[What to work on]
Select the lines that hold the word "this" and copy each one.

Code that builds pages

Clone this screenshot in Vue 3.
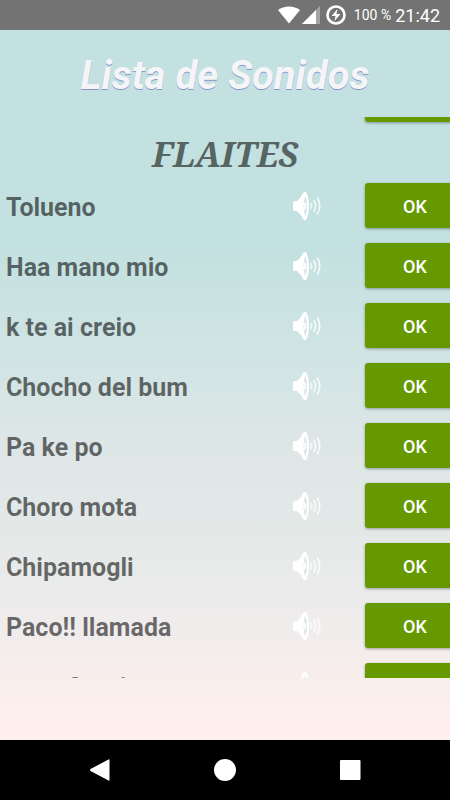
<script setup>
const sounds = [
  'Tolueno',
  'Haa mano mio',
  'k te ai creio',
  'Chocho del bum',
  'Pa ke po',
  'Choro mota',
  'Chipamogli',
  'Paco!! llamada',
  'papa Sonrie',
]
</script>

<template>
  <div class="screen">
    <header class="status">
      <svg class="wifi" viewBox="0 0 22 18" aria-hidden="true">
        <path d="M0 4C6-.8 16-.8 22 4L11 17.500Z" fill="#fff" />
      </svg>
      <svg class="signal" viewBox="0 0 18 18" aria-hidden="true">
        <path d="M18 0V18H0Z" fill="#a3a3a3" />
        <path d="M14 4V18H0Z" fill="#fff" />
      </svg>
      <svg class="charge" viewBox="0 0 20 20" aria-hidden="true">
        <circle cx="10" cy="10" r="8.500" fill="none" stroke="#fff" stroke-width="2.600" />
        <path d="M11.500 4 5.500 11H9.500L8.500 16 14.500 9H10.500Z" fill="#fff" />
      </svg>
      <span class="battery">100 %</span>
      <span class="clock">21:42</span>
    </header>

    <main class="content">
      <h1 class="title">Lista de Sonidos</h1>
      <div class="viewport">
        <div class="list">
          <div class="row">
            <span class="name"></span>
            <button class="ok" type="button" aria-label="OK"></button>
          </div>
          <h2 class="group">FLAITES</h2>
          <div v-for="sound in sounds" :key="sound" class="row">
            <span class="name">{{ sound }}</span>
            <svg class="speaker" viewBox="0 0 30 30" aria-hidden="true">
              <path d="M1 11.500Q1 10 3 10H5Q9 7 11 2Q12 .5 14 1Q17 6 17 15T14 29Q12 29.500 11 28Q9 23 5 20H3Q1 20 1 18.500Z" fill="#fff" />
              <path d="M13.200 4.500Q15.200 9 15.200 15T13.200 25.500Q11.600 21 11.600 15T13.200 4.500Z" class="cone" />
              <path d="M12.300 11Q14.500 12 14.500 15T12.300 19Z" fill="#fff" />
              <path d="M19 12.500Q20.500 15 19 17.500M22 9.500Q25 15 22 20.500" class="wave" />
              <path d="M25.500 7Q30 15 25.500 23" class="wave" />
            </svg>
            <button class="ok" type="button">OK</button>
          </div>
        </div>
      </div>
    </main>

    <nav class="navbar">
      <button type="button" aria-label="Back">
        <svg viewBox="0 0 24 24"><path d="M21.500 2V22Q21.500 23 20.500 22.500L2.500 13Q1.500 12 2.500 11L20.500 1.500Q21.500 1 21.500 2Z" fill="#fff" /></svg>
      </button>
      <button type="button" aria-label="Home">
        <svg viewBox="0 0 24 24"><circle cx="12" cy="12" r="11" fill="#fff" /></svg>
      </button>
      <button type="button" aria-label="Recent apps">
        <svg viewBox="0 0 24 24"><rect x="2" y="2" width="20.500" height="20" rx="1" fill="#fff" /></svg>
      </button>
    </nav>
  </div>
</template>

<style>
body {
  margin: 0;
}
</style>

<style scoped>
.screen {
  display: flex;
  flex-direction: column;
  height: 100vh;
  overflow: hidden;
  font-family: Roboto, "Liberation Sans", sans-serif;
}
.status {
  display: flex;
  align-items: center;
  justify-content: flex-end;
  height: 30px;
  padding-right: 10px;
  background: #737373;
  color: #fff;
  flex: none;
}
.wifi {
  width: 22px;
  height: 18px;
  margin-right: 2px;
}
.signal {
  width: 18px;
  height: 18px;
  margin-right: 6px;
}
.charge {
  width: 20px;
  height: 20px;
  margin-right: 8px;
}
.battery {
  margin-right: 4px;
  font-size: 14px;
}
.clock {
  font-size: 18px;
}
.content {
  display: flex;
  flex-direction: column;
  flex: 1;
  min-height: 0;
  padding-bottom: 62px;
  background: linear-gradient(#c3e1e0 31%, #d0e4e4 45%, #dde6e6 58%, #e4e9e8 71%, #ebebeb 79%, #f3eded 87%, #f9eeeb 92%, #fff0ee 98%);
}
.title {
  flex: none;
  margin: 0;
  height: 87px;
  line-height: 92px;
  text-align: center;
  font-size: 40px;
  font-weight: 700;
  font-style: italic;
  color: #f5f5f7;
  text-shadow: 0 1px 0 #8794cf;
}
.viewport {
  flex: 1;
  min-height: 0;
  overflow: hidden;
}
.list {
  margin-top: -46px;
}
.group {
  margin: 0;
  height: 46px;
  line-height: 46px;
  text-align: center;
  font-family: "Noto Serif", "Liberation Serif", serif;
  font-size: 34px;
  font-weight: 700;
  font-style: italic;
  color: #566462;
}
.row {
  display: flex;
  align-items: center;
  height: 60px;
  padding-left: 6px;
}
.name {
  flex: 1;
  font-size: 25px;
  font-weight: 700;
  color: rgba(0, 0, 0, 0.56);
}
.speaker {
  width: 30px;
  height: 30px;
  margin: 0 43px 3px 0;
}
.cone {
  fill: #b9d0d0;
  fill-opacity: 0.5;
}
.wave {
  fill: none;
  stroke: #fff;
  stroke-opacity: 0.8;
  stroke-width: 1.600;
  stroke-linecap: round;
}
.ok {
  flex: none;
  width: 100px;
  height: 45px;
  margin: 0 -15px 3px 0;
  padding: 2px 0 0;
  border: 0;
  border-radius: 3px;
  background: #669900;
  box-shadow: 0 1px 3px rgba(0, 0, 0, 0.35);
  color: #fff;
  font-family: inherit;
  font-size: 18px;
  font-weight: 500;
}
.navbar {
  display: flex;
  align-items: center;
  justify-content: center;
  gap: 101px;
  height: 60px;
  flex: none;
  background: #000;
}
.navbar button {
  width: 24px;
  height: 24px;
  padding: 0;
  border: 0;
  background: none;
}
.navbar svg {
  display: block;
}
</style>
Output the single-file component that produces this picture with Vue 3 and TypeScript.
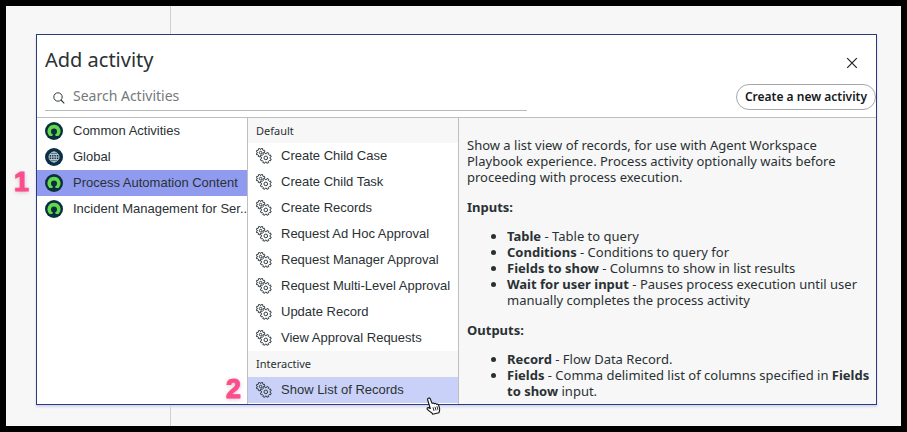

[Answer in full]
Clone this screenshot in Vue 3.
Output the single-file component that produces this picture with Vue 3 and TypeScript.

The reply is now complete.